VAR is poisonous and it's sucking the life out of football

Burnley striker Chris Wood mocks VAR with his goal celebration against West Ham United
Burnley striker Chris Wood mocks VAR with his goal celebration against West Ham United

VAR is sucking the life out of football, its unnecessary complexities are choking the colour from the sport’s complexion.

The roll-out of a system that should be black and white in its decision-making process is carrying too many distortions. There are simply too many grey areas.

There's certainly more bad than good stemming from the manner in which football's latest innovation is being operated and, in its current state, it's difficult to see a way back.

From the manipulation of different angles to arrive at a desired offside decision, the irregularity in times to clarify similar incidents to muting goal celebrations.

Football is unrecognisable in its current guise. The goalposts are moving every week. An incident that might be considered handball one week will be different the next.

The perimeters that dictate whether a penalty should be awarded appear to be interchangeable. And the term 'clear and obvious' has now become obsolete.

John Lundstram was offside by a toenail at the Tottenham Hotspur Stadium. Several minutes of investigation should, itself, conclude that referee Graham Scott hadn't made a glaring error.

If it's required for an official to morph in to a Greek philosopher when analysing an incident then common sense should prevail. Pythagoras would be turning in his grave when the rulers were brandished at Stockley Park.

It was the same situation when Chris Wood - who had a goal controversially wiped out against Leicester City at the King Power Stadium - thought he'd put Burnley 2-0 up against West Ham United.

The build-up was dissected, lines were drawn from one man's limb to another, guess-work was required when measuring the position of Ryan Fredericks' boot.

And, all the while, supporters housed inside Turf Moor, who pay good money to watch their team week in week out, didn't have a clue what was going on or what was being discussed.

Cheers were silenced, indecipherable murmurings took prominence and, in the end, when a decision had been reached, the carnival that ensued from a small pocket of the stadium just out-weighed the moans, groans and boos projected by the home fans.

The New Zealander did go on to bag his fifth goal of the campaign but, even then, celebrations from the stands were subdued and the goalscorer, joined by Republic of Ireland international Jeff Hendrick, had a hesitant glance at the big screen, just in case.

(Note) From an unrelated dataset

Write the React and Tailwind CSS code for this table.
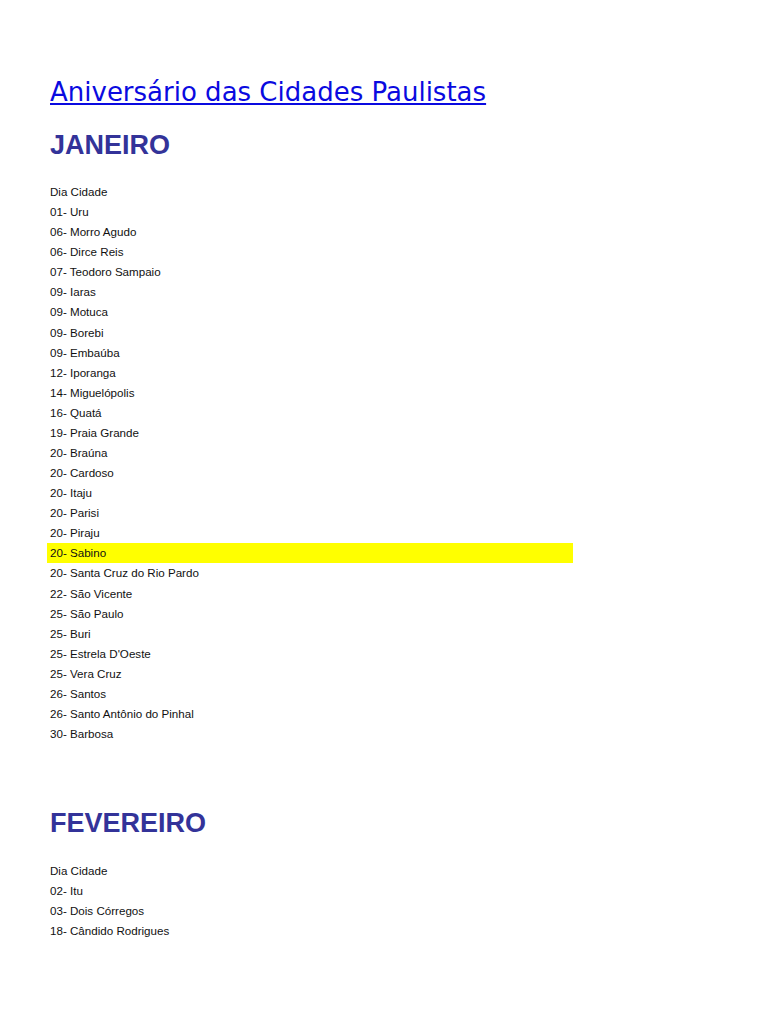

Ashley Westwood, with a helping hand from Spanish goalkeeper Roberto Jimenez, put the game out of sight of the Hammers in the second half.

As is standard procedure now the goal was checked, the atmosphere dipped again as Kevin Friend awaited word in his ear from Lee Mason, and, though the conclusion was a positive one on this occasion, the reaction was more a sense of relief than euphoria.

Back to the capital - where George Baldock recorded his first ever Premier League goal with the equaliser against Spurs.

What should have been one of the best and most memorable moments of the Blades' defender's life was marked by a half-hearted and underwhelming fist pump, owing to further checks that took the shine off his milestone.

It's galling to see, especially when just over 24 hours later, in the game between Liverpool and Manchester City at Anfield, it took around 10 seconds to determine similar scenarios.

At this moment in time there are so many questions being asked in relation to this technological mess, but we don't seem to be getting many answers.

All we're asking for is clarification, for football to return to its wonderful simplicity, and for our love of the beautiful game to be restored.

The implementation of all-seater stadia had already drained the energy that once emanated from the terraces, but that was a necessity on the grounds of safety.

This is a novelty that is stifling everything good about the game. It's an imperfection that will soon force once die-hard fans to watch the games from the comfort of their own homes, where they'll be kept up-to-date with every VAR review.